Nota da Secretaria de Cultura
"Não cabe censura à arte. O nu artístico representa a liberdade de expressão (art. 5, inciso IX da Carta Magna) e, portanto, lamento profundamente o que ocorreu com o artista paranaense Maikon K.
Sem duvida houve falha na organização da apresentação do artista e isto contribuiu fortemente para o que aconteceu.
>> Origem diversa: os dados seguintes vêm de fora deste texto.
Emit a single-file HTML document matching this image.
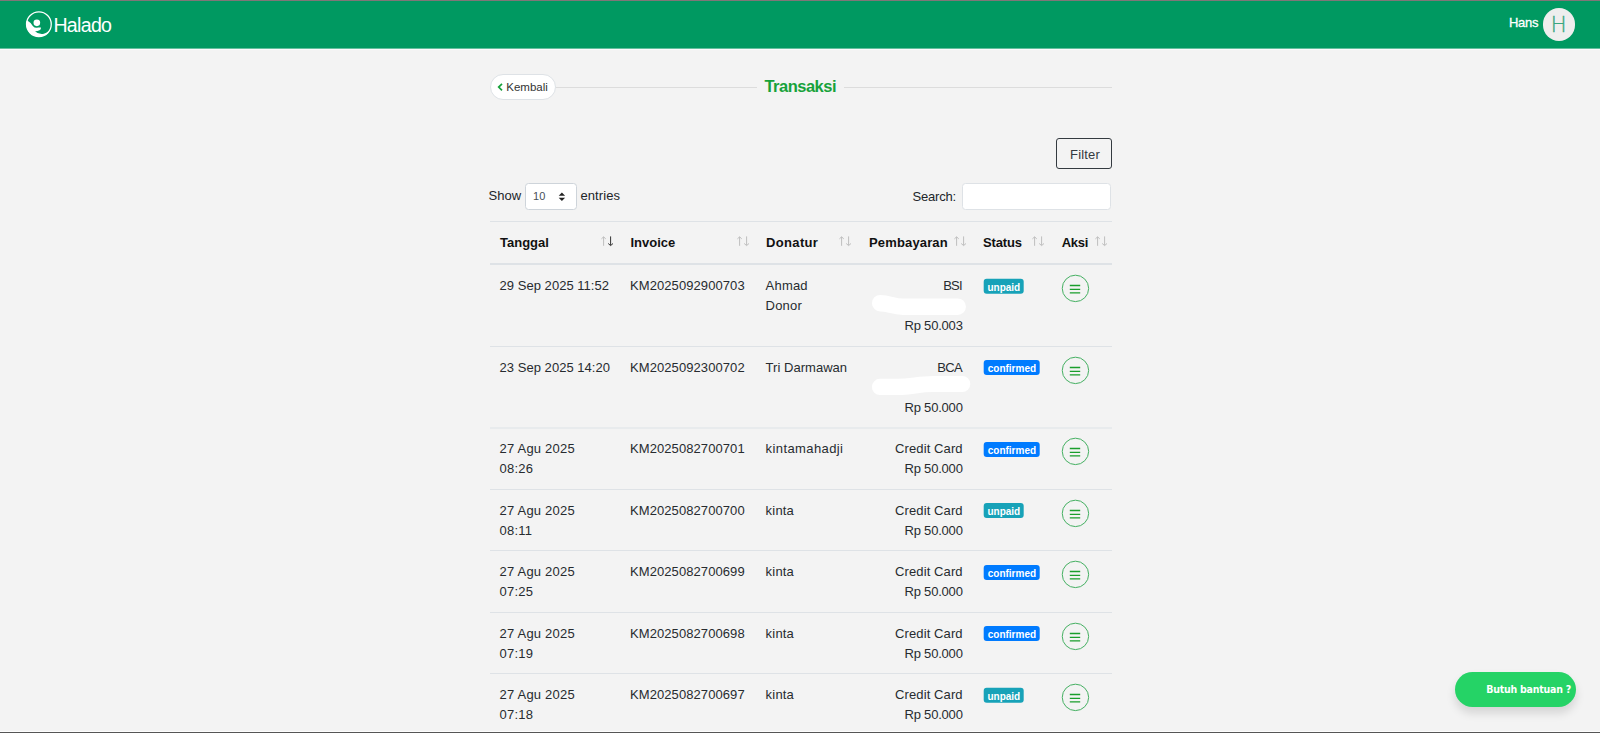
<!DOCTYPE html>
<html lang="id">
<head>
<meta charset="utf-8">
<title>Transaksi</title>
<style>
*{box-sizing:border-box;margin:0;padding:0}
html,body{width:1600px;height:733px;overflow:hidden}
body{position:relative;background:#f3f3f3;font-family:"Liberation Sans",sans-serif;font-size:13px;line-height:20px;color:#212529}
.abs{position:absolute}
#topline{left:0;top:0;width:1600px;height:1px;background:#807678}
#botline{left:0;top:731px;width:1600px;height:2px;background:#555;border-top:1px solid #fdfdfd}
#nav{left:0;top:0;width:1600px;height:48px;background:#009961}
#navedge{left:0;top:48px;width:1600px;height:2px;background:#fcfafc;border-top:1px solid #65c09f}
#brand{left:53.4px;top:12.8px;font-size:19.6px;line-height:24px;color:#fff;letter-spacing:-.7px;white-space:nowrap}
#uname{left:1509px;top:13px;font-size:13px;line-height:20px;color:#fff;letter-spacing:-.3px;-webkit-text-stroke:.3px #fff;white-space:nowrap}
#avatar{left:1542.5px;top:8px;width:32.5px;height:32.5px;border-radius:50%;background:#eee;color:#3aa680;-webkit-text-stroke:.35px #3aa680;padding-top:1px;font-family:"DejaVu Sans Light","DejaVu Sans","Liberation Sans",sans-serif;font-weight:200;font-size:21px;line-height:32.5px;text-align:center}
#back{left:490px;top:74px;width:65.5px;height:25.5px;border:1px solid #dee2e6;border-radius:13px;background:#fff;font-size:11.5px;line-height:23.5px;color:#333;white-space:nowrap}
#back span{position:absolute;left:15.3px;top:0.5px}
#hr1{left:556px;top:87px;width:201px;height:1px;background:#dcdcdc}
#hr2{left:844px;top:87px;width:267.5px;height:1px;background:#dcdcdc}
#title{left:756.5px;top:74px;width:87px;text-align:center;font-weight:bold;font-size:16.5px;letter-spacing:-.5px;line-height:24px;color:#17a23b;white-space:nowrap;padding-left:.5px}
#filter{left:1056px;top:138px;width:55.5px;height:31px;border:1px solid #343a40;border-radius:3px;text-align:center;line-height:31.4px;color:#343a40;padding-left:2.5px;letter-spacing:.15px}
.lbl{white-space:nowrap;line-height:20px}
#sel{left:525.4px;top:183px;width:51.2px;height:27px;border:1px solid #ced4da;border-radius:3.5px;background:#fff;font-size:11px;line-height:25.6px;color:#495057;padding-left:6.7px}
#srch{left:962.4px;top:183px;width:149px;height:27px;border:1px solid #dee2e6;border-radius:3.5px;background:#fff}
#tbl{left:490px;top:0;width:621.5px}
.hl{position:absolute;left:0;width:621.5px;height:1px;background:#dee2e6}
.th{position:absolute;top:232.6px;font-weight:bold;color:#111;white-space:nowrap;line-height:20px}
.td{position:absolute;white-space:nowrap;line-height:20.36px;color:#272b2f}
.r{text-align:right;letter-spacing:.1px}
.rp{letter-spacing:-.2px}
.bk{letter-spacing:-.7px;margin-right:.7px}
.dt{letter-spacing:.2px}
.dl{letter-spacing:.03px}
.iv{letter-spacing:.08px}
.dn{letter-spacing:.25px}
.bdg{position:absolute;height:14.9px;border-radius:3px;color:#fff;font-weight:bold;font-size:10px;line-height:17.4px;text-align:center;white-space:nowrap;overflow:hidden}
.un{background:#17a2b8;width:40.3px}
.co{background:#007bff;width:56.4px}
.act{position:absolute;left:571.7px;width:27.5px;height:27.5px;border:1px solid #4db366;border-radius:50%}
.act i{position:absolute;left:7.2px;width:10.4px;height:1.4px;background:#1a9e2c}
#help{left:1455px;top:671.5px;width:120.5px;height:35.5px;border-radius:18px;background:#25d366;box-shadow:0 6px 10px rgba(0,0,0,.13);color:#fff;font-family:"DejaVu Sans Condensed","Liberation Sans",sans-serif;font-weight:bold;font-size:10.5px;line-height:35.5px;white-space:nowrap}
#help span{position:absolute;left:31.2px;top:.5px;letter-spacing:-.22px}
</style>
</head>
<body>
<div id="nav" class="abs"></div>
<div id="navedge" class="abs"></div>
<div id="topline" class="abs"></div>
<svg class="abs" style="left:0;top:0" width="120" height="49" viewBox="0 0 120 49">
<circle cx="38.9" cy="24.25" r="12.35" fill="none" stroke="#fff" stroke-width="1.3"/>
<circle cx="36.85" cy="22.85" r="3.3" fill="#fff"/>
<path d="M26.99 20.15 Q31 22.5 32.8 26 Q35 28.5 38 27.6 Q40 27.2 41 27.6 Q41.2 29.5 39.5 30.3 Q37 31.5 35 31.3 Q38 34.5 43 34 Q47.5 33 50.76 28.5 A12.6 12.6 0 0 1 26.99 20.15Z" fill="#fff"/>
</svg>
<div id="brand" class="abs">Halado</div>
<div id="uname" class="abs">Hans</div>
<div id="avatar" class="abs">H</div>

<div id="back" class="abs"><svg class="abs" style="left:6px;top:6.5px" width="7" height="10" viewBox="0 0 7 10"><path d="M5 1.9 L1.7 5.1 L5 8.3" fill="none" stroke="#17a23b" stroke-width="1.7"/></svg><span>Kembali</span></div>
<div id="hr1" class="abs"></div>
<div id="title" class="abs">Transaksi</div>
<div id="hr2" class="abs"></div>

<div id="filter" class="abs">Filter</div>

<div class="abs lbl" style="left:488.6px;top:186px">Show</div>
<div id="sel" class="abs">10<svg class="abs" style="left:32px;top:8px" width="8" height="10" viewBox="0 0 8 10"><path d="M0.7 3.7 L3.9 0.5 L7.1 3.7Z M0.7 5.7 L3.9 8.9 L7.1 5.7Z" fill="#222"/></svg></div>
<div class="abs lbl" style="left:580.4px;top:186px;letter-spacing:.1px">entries</div>
<div class="abs lbl" style="left:912.6px;top:186.7px;letter-spacing:-.2px">Search:</div>
<div id="srch" class="abs"></div>

<div id="tbl" class="abs">
<div class="hl" style="top:221px"></div>
<div class="hl" style="top:263px;height:2px"></div>
<div class="th" style="left:10px">Tanggal</div>
<div class="th" style="left:140.5px">Invoice</div>
<div class="th" style="left:276px;letter-spacing:.35px">Donatur</div>
<div class="th" style="left:379px;letter-spacing:.15px">Pembayaran</div>
<div class="th" style="left:493px;letter-spacing:-.15px">Status</div>
<div class="th" style="left:571.7px;letter-spacing:-.25px">Aksi</div>
<!--ROWS-->
<svg class="abs" style="left:110.8px;top:236px" width="13" height="11" viewBox="0 0 13 11"><path d="M2.6 9.8 V1 M0.4 2.9 L2.6 0.8 L4.8 2.9" fill="none" stroke="#bebebe" stroke-width="1"/><path d="M9.6 0.4 V9.2 M7.2 7.5 L9.6 9.6 L12 7.5" fill="none" stroke="#333" stroke-width="1"/></svg>
<svg class="abs" style="left:246.6px;top:236px" width="13" height="11" viewBox="0 0 13 11"><path d="M2.6 9.8 V1 M0.4 2.9 L2.6 0.8 L4.8 2.9" fill="none" stroke="#bebebe" stroke-width="1"/><path d="M9.6 0.4 V9.2 M7.2 7.5 L9.6 9.6 L12 7.5" fill="none" stroke="#bebebe" stroke-width="1"/></svg>
<svg class="abs" style="left:349px;top:236px" width="13" height="11" viewBox="0 0 13 11"><path d="M2.6 9.8 V1 M0.4 2.9 L2.6 0.8 L4.8 2.9" fill="none" stroke="#bebebe" stroke-width="1"/><path d="M9.6 0.4 V9.2 M7.2 7.5 L9.6 9.6 L12 7.5" fill="none" stroke="#bebebe" stroke-width="1"/></svg>
<svg class="abs" style="left:464.2px;top:236px" width="13" height="11" viewBox="0 0 13 11"><path d="M2.6 9.8 V1 M0.4 2.9 L2.6 0.8 L4.8 2.9" fill="none" stroke="#bebebe" stroke-width="1"/><path d="M9.6 0.4 V9.2 M7.2 7.5 L9.6 9.6 L12 7.5" fill="none" stroke="#bebebe" stroke-width="1"/></svg>
<svg class="abs" style="left:542px;top:236px" width="13" height="11" viewBox="0 0 13 11"><path d="M2.6 9.8 V1 M0.4 2.9 L2.6 0.8 L4.8 2.9" fill="none" stroke="#bebebe" stroke-width="1"/><path d="M9.6 0.4 V9.2 M7.2 7.5 L9.6 9.6 L12 7.5" fill="none" stroke="#bebebe" stroke-width="1"/></svg>
<svg class="abs" style="left:605.1px;top:236px" width="13" height="11" viewBox="0 0 13 11"><path d="M2.6 9.8 V1 M0.4 2.9 L2.6 0.8 L4.8 2.9" fill="none" stroke="#bebebe" stroke-width="1"/><path d="M9.6 0.4 V9.2 M7.2 7.5 L9.6 9.6 L12 7.5" fill="none" stroke="#bebebe" stroke-width="1"/></svg>
<div class="td dl" style="left:9.6px;top:275.6px">29 Sep 2025 11:52</div>
<div class="td iv" style="left:140px;top:275.6px">KM2025092900703</div>
<div class="td" style="left:275.6px;top:275.6px;letter-spacing:.2px">Ahmad<br>Donor</div>
<div class="td r" style="left:369px;width:103.7px;top:275.6px"><span class="bk">BSI</span><br>&nbsp;<br><span class="rp">Rp 50.003</span></div>
<div class="bdg un" style="left:493px;top:278px;transform:translate(.7px,0.75px)">unpaid</div>
<svg class="abs" style="left:571px;top:274px" width="29" height="29" viewBox="0 0 29 29"><circle cx="14.45" cy="14.4" r="13.2" fill="none" stroke="#45b062" stroke-width="1"/><path d="M8.8 11.5 H19.2 M8.8 15.3 H19.2 M8.8 18.8 H19.2" stroke="#1a9e2c" stroke-width="1.35" fill="none"/></svg>
<div class="hl" style="top:346px"></div>
<div class="td dl" style="left:9.6px;top:357.6px">23 Sep 2025 14:20</div>
<div class="td iv" style="left:140px;top:357.6px">KM2025092300702</div>
<div class="td" style="left:275.6px;top:357.6px;letter-spacing:.03px">Tri Darmawan</div>
<div class="td r" style="left:369px;width:103.7px;top:357.6px"><span class="bk">BCA</span><br>&nbsp;<br><span class="rp">Rp 50.000</span></div>
<div class="bdg co" style="left:493px;top:360px;transform:translate(.7px,0.10px)">confirmed</div>
<svg class="abs" style="left:571px;top:356px" width="29" height="29" viewBox="0 0 29 29"><circle cx="14.45" cy="14.4" r="13.2" fill="none" stroke="#45b062" stroke-width="1"/><path d="M8.8 11.5 H19.2 M8.8 15.3 H19.2 M8.8 18.8 H19.2" stroke="#1a9e2c" stroke-width="1.35" fill="none"/></svg>
<div class="hl" style="top:427px;height:2px;background:#e8ebed"></div>
<div class="td dt" style="left:9.6px;top:439px">27 Agu 2025<br>08:26</div>
<div class="td iv" style="left:140px;top:439px">KM2025082700701</div>
<div class="td" style="left:275.6px;top:439px;letter-spacing:.4px">kintamahadji</div>
<div class="td r" style="left:369px;width:103.7px;top:439px">Credit Card<br><span class="rp">Rp 50.000</span></div>
<div class="bdg co" style="left:493px;top:441px;transform:translate(.7px,0.90px)">confirmed</div>
<svg class="abs" style="left:571px;top:437.4px" width="29" height="29" viewBox="0 0 29 29"><circle cx="14.45" cy="14.4" r="13.2" fill="none" stroke="#45b062" stroke-width="1"/><path d="M8.8 11.5 H19.2 M8.8 15.3 H19.2 M8.8 18.8 H19.2" stroke="#1a9e2c" stroke-width="1.35" fill="none"/></svg>
<div class="hl" style="top:489px"></div>
<div class="td dt" style="left:9.6px;top:500.6px">27 Agu 2025<br>08:11</div>
<div class="td iv" style="left:140px;top:500.6px">KM2025082700700</div>
<div class="td" style="left:275.6px;top:500.6px;letter-spacing:.2px">kinta</div>
<div class="td r" style="left:369px;width:103.7px;top:500.6px">Credit Card<br><span class="rp">Rp 50.000</span></div>
<div class="bdg un" style="left:493px;top:503px;transform:translate(.7px,0.05px)">unpaid</div>
<svg class="abs" style="left:571px;top:499px" width="29" height="29" viewBox="0 0 29 29"><circle cx="14.45" cy="14.4" r="13.2" fill="none" stroke="#45b062" stroke-width="1"/><path d="M8.8 11.5 H19.2 M8.8 15.3 H19.2 M8.8 18.8 H19.2" stroke="#1a9e2c" stroke-width="1.35" fill="none"/></svg>
<div class="hl" style="top:550px"></div>
<div class="td dt" style="left:9.6px;top:561.6px">27 Agu 2025<br>07:25</div>
<div class="td iv" style="left:140px;top:561.6px">KM2025082700699</div>
<div class="td" style="left:275.6px;top:561.6px;letter-spacing:.2px">kinta</div>
<div class="td r" style="left:369px;width:103.7px;top:561.6px">Credit Card<br><span class="rp">Rp 50.000</span></div>
<div class="bdg co" style="left:493px;top:564px;transform:translate(.7px,0.90px)">confirmed</div>
<svg class="abs" style="left:571px;top:560px" width="29" height="29" viewBox="0 0 29 29"><circle cx="14.45" cy="14.4" r="13.2" fill="none" stroke="#45b062" stroke-width="1"/><path d="M8.8 11.5 H19.2 M8.8 15.3 H19.2 M8.8 18.8 H19.2" stroke="#1a9e2c" stroke-width="1.35" fill="none"/></svg>
<div class="hl" style="top:612px"></div>
<div class="td dt" style="left:9.6px;top:623.6px">27 Agu 2025<br>07:19</div>
<div class="td iv" style="left:140px;top:623.6px">KM2025082700698</div>
<div class="td" style="left:275.6px;top:623.6px;letter-spacing:.2px">kinta</div>
<div class="td r" style="left:369px;width:103.7px;top:623.6px">Credit Card<br><span class="rp">Rp 50.000</span></div>
<div class="bdg co" style="left:493px;top:625px;transform:translate(.7px,0.95px)">confirmed</div>
<svg class="abs" style="left:571px;top:622px" width="29" height="29" viewBox="0 0 29 29"><circle cx="14.45" cy="14.4" r="13.2" fill="none" stroke="#45b062" stroke-width="1"/><path d="M8.8 11.5 H19.2 M8.8 15.3 H19.2 M8.8 18.8 H19.2" stroke="#1a9e2c" stroke-width="1.35" fill="none"/></svg>
<div class="hl" style="top:673px"></div>
<div class="td dt" style="left:9.6px;top:684.6px">27 Agu 2025<br>07:18</div>
<div class="td iv" style="left:140px;top:684.6px">KM2025082700697</div>
<div class="td" style="left:275.6px;top:684.6px;letter-spacing:.2px">kinta</div>
<div class="td r" style="left:369px;width:103.7px;top:684.6px">Credit Card<br><span class="rp">Rp 50.000</span></div>
<div class="bdg un" style="left:493px;top:687px;transform:translate(.7px,0.70px)">unpaid</div>
<svg class="abs" style="left:571px;top:683px" width="29" height="29" viewBox="0 0 29 29"><circle cx="14.45" cy="14.4" r="13.2" fill="none" stroke="#45b062" stroke-width="1"/><path d="M8.8 11.5 H19.2 M8.8 15.3 H19.2 M8.8 18.8 H19.2" stroke="#1a9e2c" stroke-width="1.35" fill="none"/></svg>
<svg class="abs" style="left:370px;top:290px" width="120" height="30" viewBox="860 290 120 30"><path d="M880.2 303.2 C889 303.2 893 306.7 903 306.7 L957.7 306.7" fill="none" stroke="#fff" stroke-width="16.5" stroke-linecap="round" stroke-linejoin="round"/></svg>
<svg class="abs" style="left:370px;top:370px" width="120" height="30" viewBox="860 370 120 30"><path d="M880 386.9 L897 386.9 C912 386.9 918 384 933 384 L962.2 384" fill="none" stroke="#fff" stroke-width="16.2" stroke-linecap="round" stroke-linejoin="round"/></svg>
<!--/ROWS-->
</div>

<div id="help" class="abs"><span>Butuh bantuan ?</span></div>
<div id="botline" class="abs"></div>
</body>
</html>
Mesmo assim, lamento também a forma como foi feita a abordagem ao artista.
Neste momento, nos preocupa aproveitar o acontecido para uma discussão sobre procedimentos e exigências para a autorização e acompanhamento de eventos na área do Conjunto Cultural da República, entre outras, e a condução de discussões internas no governo para uma sensibilização sobre a importância de manifestações artísticas no espaço público.
A praça do Conjunto Cultural da República é um centro catalisador da experiência cultural no centro da cidade. A Secretaria de Cultura reafirma o direito à cidade, apoia e incentiva intervenções artísticas no espaço público e entende que o uso do corpo é um dos recursos cênicos mais importantes e radicais para a vitalidade da arte."